In October 2016, nine border policemen were killed in an attack claimed by the Arakan Rohingya Salvation Army —a militant pro-rohingya group, which is considered a terrorist organisation by the Burmese state. The Burmese military launched a full-scale security operation, in Rakhine state, against ARSA however what followed was sustained military action in Rohingya villages. During the crackdown government troops were accused of severe human rights abuses, involving rape, arson, torture and murder. Many activists and former residents have described the horrors perpetuated by the Burmese military, actions such as firing indiscriminately at unarmed villagers and burning alight entire villages. Those actions all signal to a planned campaign of ethnic cleansing against the Rohingya people. Though the Burmese government and military continue to deny any wrongdoing, citing wrongful western media coverage they imply that it was ARSA themselves that set fire to Rohingya villages in order to malign Myanmar. However, many international human rights agencies, including the UN, believe they posses enough evidence to state that a mass scale ethnic cleansing campaign is taking place in Myanmar.
The situation in Myanmar is eerily reminiscent of the Armenian Genocide, where approximately 1.5 million people were killed in a similar manner. Human history is rife with examples of ethnic cleansing and genocide, like that in Bosnia and Herzegovina or Rwanda, and events in Rakhine state are unfolding in much the same way, yet apart from hollow condemnations or some aid efforts the international community has failed to rally together to stop the atrocities being committed in Myanmar. Breaking off diplomatic relations with Myanmar or collectively placing sanctions upon Myanmar are just some of the ways that other nations can effectively exert pressure upon the Burmese state to end their persecution of the Rohingya but none of this is happening. The answer to the international community’s inaction lies in the geo-politics of the area. Although neighbouring states, Muslim countries and western nations have criticised out Myanmar for its despicable actions, no concrete action has been taken and that is because their political interests align with not isolating Myanmar. China is firm ally of the Burmese state and has defended the military crackdown, as necessary action needed to restore peace and stability in Rakhine state, where coincidentally China has planned an economic zone that will be part of its larger ‘One belt, One road’ economic scheme involving Myanmar and other neighbouring countries. Thus, China and many other countries in the region will not act decisively against Myanmar because it goes against their own economic interests to do so. The US probably wary of China’s hold in Myanmar also does not want to cut ties with Myanmar, as it would serve as push towards increasing loyalty towards China in that region. These economic and political reasons, among others, serve as a cause for many nations to only pay lip service to the plight of the Rohingya people.

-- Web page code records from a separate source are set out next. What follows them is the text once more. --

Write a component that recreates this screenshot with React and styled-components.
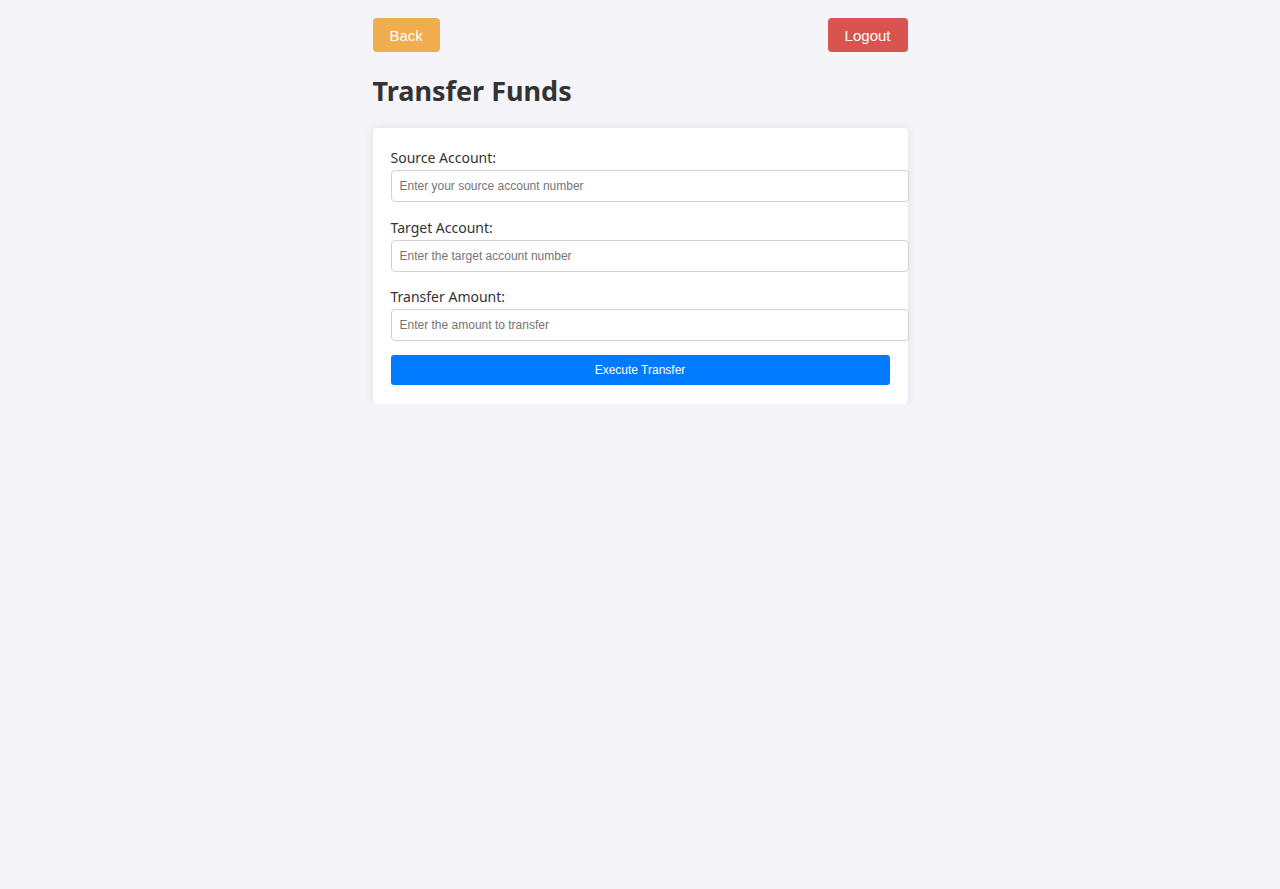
import React from 'react'
import styled, { createGlobalStyle } from 'styled-components'

const GlobalStyle = createGlobalStyle`
  body {
    margin: 0;
    background-color: #f4f4f9;
    color: #333;
    font-family: 'Noto Sans', 'Open Sans', sans-serif;
  }
`

const Container = styled.div`
  width: 535px;
  margin: 0 auto;
  padding-top: 18px;
`

const TopBar = styled.div`
  display: flex;
  justify-content: space-between;
  align-items: center;
`

const NavButton = styled.button`
  height: 34px;
  padding: 0 17px;
  border: none;
  border-radius: 4px;
  background-color: ${props => props.color};
  color: #fff;
  font-family: 'Liberation Sans', Arial, sans-serif;
  font-size: 15px;
  cursor: pointer;
`

const Title = styled.h2`
  font-size: 27px;
  font-weight: 700;
  line-height: 34px;
  margin: 22px 0 20px;
  color: #333;
`

const Card = styled.div`
  background-color: #fff;
  border-radius: 4px;
  box-shadow: 0 0 10px rgba(0, 0, 0, 0.1);
  padding: 18px 18px 19px;
`

const Label = styled.label`
  display: block;
  font-size: 14px;
  line-height: 20px;
  padding-top: 2px;
  margin-bottom: 2px;
`

const Input = styled.input`
  display: block;
  width: calc(100% + 19px);
  height: 32px;
  padding: 0 8px;
  margin-bottom: 13.5px;
  border: 1px solid #d2d2d2;
  border-radius: 4px;
  font-family: 'Liberation Sans', Arial, sans-serif;
  font-size: 12px;
  box-sizing: border-box;

  &::placeholder {
    color: #757575;
  }
`

const SubmitButton = styled.button`
  display: block;
  width: 100%;
  height: 30px;
  margin-top: 1px;
  border: none;
  border-radius: 3px;
  background-color: #007bff;
  color: #fff;
  font-family: 'Liberation Sans', Arial, sans-serif;
  font-size: 12px;
  cursor: pointer;
`

const fields = [
  { id: 'source', label: 'Source Account:', placeholder: 'Enter your source account number' },
  { id: 'target', label: 'Target Account:', placeholder: 'Enter the target account number' },
  { id: 'amount', label: 'Transfer Amount:', placeholder: 'Enter the amount to transfer' },
]

const App = () => {
  return (
    <>
      <GlobalStyle />
      <Container>
        <TopBar>
          <NavButton color="#f0ad4e">Back</NavButton>
          <NavButton color="#d9534f">Logout</NavButton>
        </TopBar>
        <Title>Transfer Funds</Title>
        <Card>
          {fields.map(f => (
            <div key={f.id}>
              <Label htmlFor={f.id}>{f.label}</Label>
              <Input id={f.id} type="text" placeholder={f.placeholder} />
            </div>
          ))}
          <SubmitButton type="button">Execute Transfer</SubmitButton>
        </Card>
      </Container>
    </>
  )
}

export default App
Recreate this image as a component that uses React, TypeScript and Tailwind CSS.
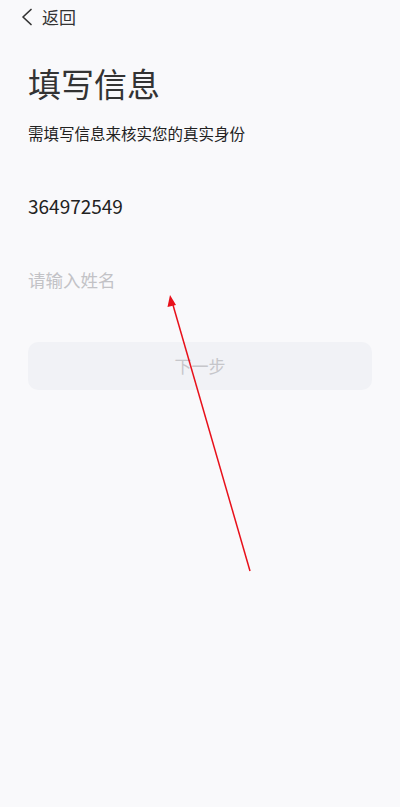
const font = { fontFamily: '"Noto Sans CJK SC", "Noto Sans", sans-serif' };

const Arrow = () => (
  <svg className="absolute left-0 top-0 pointer-events-none" width="400" height="807" viewBox="0 0 400 807">
    <line x1="250" y1="571" x2="173" y2="305" stroke="#e8101a" strokeWidth="1.5" />
    <polygon points="170,295 167.5,307 176,305" fill="#e8101a" />
  </svg>
);

export default function App() {
  return (
    <div className="relative w-[400px] h-[807px] bg-[#f9f9fb] text-[#222]" style={font}>
      <div className="flex items-center h-[33px] pl-[21px]">
        <svg width="12" height="18" viewBox="0 0 12 18" className="text-[#333]">
          <polyline points="10,1.5 2,9 10,16.5" fill="none" stroke="currentColor" strokeWidth="1.7" strokeLinecap="round" strokeLinejoin="round" />
        </svg>
        <span className="ml-[9px] text-[17px] text-[#333]">返回</span>
      </div>
      <div className="px-[28px]">
        <h1 className="mt-[30px] text-[33px] leading-[40px] text-[#333]">填写信息</h1>
        <p className="mt-[19px] text-[15.5px] leading-[22px] text-[#222]">需填写信息来核实您的真实身份</p>
        <div className="mt-[50px] text-[19px] leading-[24px] text-[#222]">364972549</div>
        <input
          placeholder="请输入姓名"
          className="mt-[50px] w-full h-[24px] bg-transparent text-[17.5px] leading-[24px] outline-none placeholder:text-[#c2c2c6]"
        />
        <button className="mt-[50px] w-full h-[48px] rounded-[10px] bg-[#f1f2f6] text-[17px] text-[#c6c6ca]">
          下一步
        </button>
      </div>
      <Arrow />
    </div>
  );
}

The Rohingya, very aptly termed by a UN spokesperson as ‘the most friendless people in the world’, are currently bereft of home, country and identity as no country is willing to claim them as their own. And given the inaction of the international community it does not look as if this crisis is going to end anytime soon. Therefore, the least we can do is continue to talk about the issue and keep attention on it. It is that attention that has forced the Burmese government to plan to resettle the Rohingya and allow them back into the country. Thus, some small concessions can be won for the Rohingya people if this does not become another forgotten conflict of the world. However, it is clear that attention alone is not enough, since although the Rohingya have been offered a passage home they are still quite unwelcome — hundreds of hardline Buddhists are protesting their potential return, and those of the Rohingya who choose to return will probably find themselves worse off than they used to be as the Burmese state is only accepting those with id and documentation (something that the Rohingya have categorically been denied in the past), thus many will be unable to lay claim to their land and property. The return of the Rohingya people has become a catch-22 sort of situation. The Rohingya desperately need help and we can provide that, in some small way, by at least donating to relief organisations working on the ground such as the UNHCR etc.